Saturday, January 16, 2010

Clarissa and sewing







Well Clarissa was just itching to go to the shop with me today...she got her chores done and hounded her Daddy until he finally called to say : Clarissa is bugging me to come down there today...Can she come? I said " Yes....then talked to Jeri..I asked ..Does she have her apron...she said: SHe has had it on since 9 o'clock this morning. me " oh ok...sure tell Dad to bring her down."

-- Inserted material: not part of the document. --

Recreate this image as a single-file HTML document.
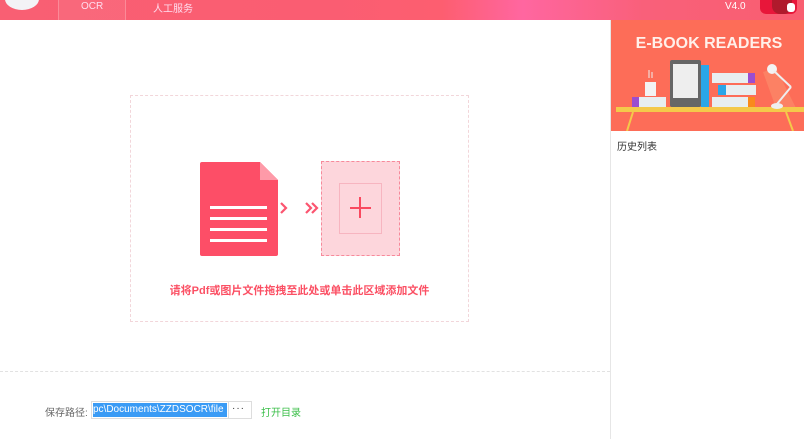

While she was there she put bolts of fabric away ..ate snacks and then started a crayon quilt..i let her pick out 4 FQ to use and then told her she could get the rest of the fabrics out of our scrap bin....or she could buy a honey bun ( just for my sheer laziness so I wouldn't have to cut all of them up..but she picked FQ instead)...they are all pink...so she is making a PINK crayon quilt..which is fine, it is her quilt...but she is a girl who knows what she wants..so why bother trying to get her to expand? She put in one green strip from the scrap bin..that one strip must be pretty worthy to make it into the pink quilt..lol.
She is getting tired I can tell....and there are alot of little pictures she has to frame in fabric...but I think it is darling the way she tries so hard.
The boys have a friend staying the night and he is just watching her amazed that she can iron, and work the sewing machine..he keeps going in to the boys and saying...How does your sister do that?..My boys don't even look up.. they say : My Mom teaches her everything...Clarissa knows how to work everything. And that pretty much sums it up..Clarissa will weasel her way into everything so she can know the ins and outs of this house..which is good...I am proud of her!